With Wall Street on a volatile ride this month, markets are especially sensitive to signs of rising price pressures and hints the central bank may hike benchmark interest rates this year more quickly than expected.
The Producer Price Index, which tracks the cost of wholesale goods and services, posted a 0.4 percent rise in January, matching analyst expectations, according to the Labor Department.
Wholesale prices for outpatient care and bus fares rose, as did gasoline, diesel and jet prices along with electricity, iron and steel scrap.
Year-on-year, December’s price changes put the index up 2.7 percent over January of last year — up a tenth of a point from December but still lower than November’s 3.1 percent.

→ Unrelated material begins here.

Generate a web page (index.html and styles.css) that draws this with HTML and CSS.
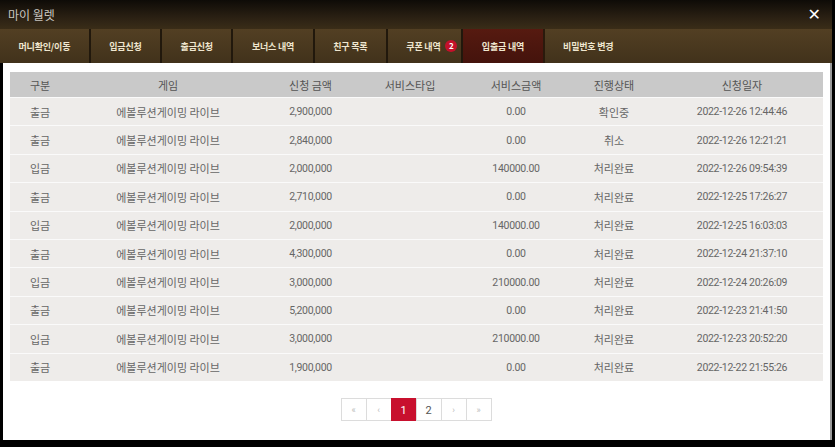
FILE: index.html
```html
<!DOCTYPE html>
<html>
<head>
<meta charset="utf-8">
<title>마이 월렛</title>
<link rel="stylesheet" href="styles.css">
</head>
<body>
<div id="wallet">
	<div class="wallet-head">
		<span class="wallet-title">마이 월렛</span>
		<span class="wallet-close">✕</span>
	</div>

	<div class="tabs">
		<div class="tab">머니확인/이동</div>
		<div class="tab">입금신청</div>
		<div class="tab">출금신청</div>
		<div class="tab">보너스 내역</div>
		<div class="tab">친구 목록</div>
		<div class="tab tab-coupon">쿠폰 내역 <span class="badge">2</span></div>
		<div class="tab active">입출금 내역</div>
		<div class="tab last">비밀번호 변경</div>
	</div>

	<div class="wallet-body">
		<table class="history">
			<tr>
				<th class="c-type">구분</th>
				<th class="c-game">게임</th>
				<th class="c-amount">신청 금액</th>
				<th class="c-stype">서비스타입</th>
				<th class="c-samount">서비스금액</th>
				<th class="c-state">진행상태</th>
				<th class="c-date">신청일자</th>
			</tr>
			<tr><td>출금</td><td>에볼루션게이밍 라이브</td><td class="num">2,900,000</td><td></td><td class="num">0.00</td><td>확인중</td><td class="num">2022-12-26 12:44:46</td></tr>
			<tr><td>출금</td><td>에볼루션게이밍 라이브</td><td class="num">2,840,000</td><td></td><td class="num">0.00</td><td>취소</td><td class="num">2022-12-26 12:21:21</td></tr>
			<tr><td>입금</td><td>에볼루션게이밍 라이브</td><td class="num">2,000,000</td><td></td><td class="num">140000.00</td><td>처리완료</td><td class="num">2022-12-26 09:54:39</td></tr>
			<tr><td>출금</td><td>에볼루션게이밍 라이브</td><td class="num">2,710,000</td><td></td><td class="num">0.00</td><td>처리완료</td><td class="num">2022-12-25 17:26:27</td></tr>
			<tr><td>입금</td><td>에볼루션게이밍 라이브</td><td class="num">2,000,000</td><td></td><td class="num">140000.00</td><td>처리완료</td><td class="num">2022-12-25 16:03:03</td></tr>
			<tr><td>출금</td><td>에볼루션게이밍 라이브</td><td class="num">4,300,000</td><td></td><td class="num">0.00</td><td>처리완료</td><td class="num">2022-12-24 21:37:10</td></tr>
			<tr><td>입금</td><td>에볼루션게이밍 라이브</td><td class="num">3,000,000</td><td></td><td class="num">210000.00</td><td>처리완료</td><td class="num">2022-12-24 20:26:09</td></tr>
			<tr><td>출금</td><td>에볼루션게이밍 라이브</td><td class="num">5,200,000</td><td></td><td class="num">0.00</td><td>처리완료</td><td class="num">2022-12-23 21:41:50</td></tr>
			<tr><td>입금</td><td>에볼루션게이밍 라이브</td><td class="num">3,000,000</td><td></td><td class="num">210000.00</td><td>처리완료</td><td class="num">2022-12-23 20:52:20</td></tr>
			<tr><td>출금</td><td>에볼루션게이밍 라이브</td><td class="num">1,900,000</td><td></td><td class="num">0.00</td><td>처리완료</td><td class="num">2022-12-22 21:55:26</td></tr>
		</table>

		<div class="pager">
			<a class="pg arrow">«</a>
			<a class="pg arrow">‹</a>
			<a class="pg current">1</a>
			<a class="pg">2</a>
			<a class="pg arrow">›</a>
			<a class="pg arrow">»</a>
		</div>
	</div>
</div>
</body>
</html>
```

FILE: styles.css
```css
body {
	margin: 0;
	background-color: #000;
	font-family: "Noto Sans CJK KR", "Noto Sans", sans-serif;
	font-size: 11px;
	color: #666;
}

#wallet {
	width: 832px;
	height: 440px;
	display: flex;
	flex-direction: column;
}

/* 상단 제목줄 */
.wallet-head {
	height: 29px;
	display: flex;
	align-items: center;
	justify-content: space-between;
	padding: 0 11px 0 8px;
	background: linear-gradient(#0e0b07, #2a2013 60%, #3a2d18);
}
.wallet-title {
	color: #c9c6c0;
	font-size: 12px;
}
.wallet-close {
	color: #fff;
	font-size: 16px;
	font-weight: bold;
	font-family: "DejaVu Sans", sans-serif;
}

/* 탭 */
.tabs {
	height: 34px;
	display: flex;
	background: linear-gradient(#523f23, #41321b);
}
.tab {
	display: flex;
	align-items: center;
	padding: 0 18.5px;
	border-right: 2px solid #21180c;
	color: #efe6cf;
	font-size: 9px;
	font-weight: bold;
	letter-spacing: -0.2px;
	white-space: pre;
}
.tab.tab-coupon {padding-right: 4px;}
.tab.active {
	background: linear-gradient(#561a10, #44130c);
	border-right-color: #2a1a0c;
}
.tab.last {border-right: none;}
.badge {
	display: inline-block;
	width: 12px;
	height: 12px;
	line-height: 12px;
	margin-left: 3px;
	border-radius: 50%;
	background-color: #c4102a;
	color: #fff;
	font-size: 8px;
	text-align: center;
}

/* 본문 */
.wallet-body {
	flex: 1;
	background-color: #fff;
	border-left: 3px solid #000;
	border-right: 2px solid #9a9a9a;
	padding: 9px 7px 0 7px;
}

.history {
	width: 100%;
	border-collapse: collapse;
	text-align: center;
}
.history th {
	height: 25px;
	padding: 0;
	background-color: #c9c9c9;
	color: #555;
	font-weight: normal;
	font-size: 11px;
}
.history td {
	height: 27.4px;
	padding: 0;
	background-color: #eeecea;
	border-top: 1px solid #fafafa;
	color: #666;
}
.history .num {
	font-family: "Roboto", sans-serif;
	font-size: 10.5px;
	letter-spacing: -0.3px;
}
.c-type {width: 60px;}
.c-game {width: 196px;}
.c-amount {width: 89px;}
.c-stype {width: 110px;}
.c-samount {width: 102px;}
.c-state {width: 94px;}

/* 페이지 */
.pager {
	display: flex;
	justify-content: center;
	margin-top: 17px;
}
.pg {
	width: 26px;
	height: 23px;
	line-height: 23px;
	margin-left: -1px;
	border: 1px solid #dcdcdc;
	box-sizing: border-box;
	text-align: center;
	color: #555;
	font-family: "Roboto", sans-serif;
	font-size: 11px;
}
.pg.arrow {color: #bbb; font-size: 9px;}
.pg.current {
	background-color: #c8102e;
	border-color: #c8102e;
	color: #fff;
}
```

Excluding the volatile food and fuel categories, “core” goods prices rose 0.2 percent for the month, the same as in December.
Year-on-year, this measure rose 2.5 percent, its highest level since officials began tracking it in August of 2014.
The new figures come a day after the Labor Department reported a sudden jump in the more closely watched Consumer Prices Index.
The Federal Reserve is widely expected to raise interest rates next month but investors have grown jittery in recent weeks that policymakers could tighten rates as many as four times this year instead of the expected three.
Ian Shepherdson of Pantheon Macroeconomics said Thursday that health care services had seen their biggest jump in eight years, with a one-percent spike in the cost of outpatient hospital services.
“Prior data showed no sign of upward pressure, so for now we assume this is noise rather than a shift in the trend,” he said in a research note.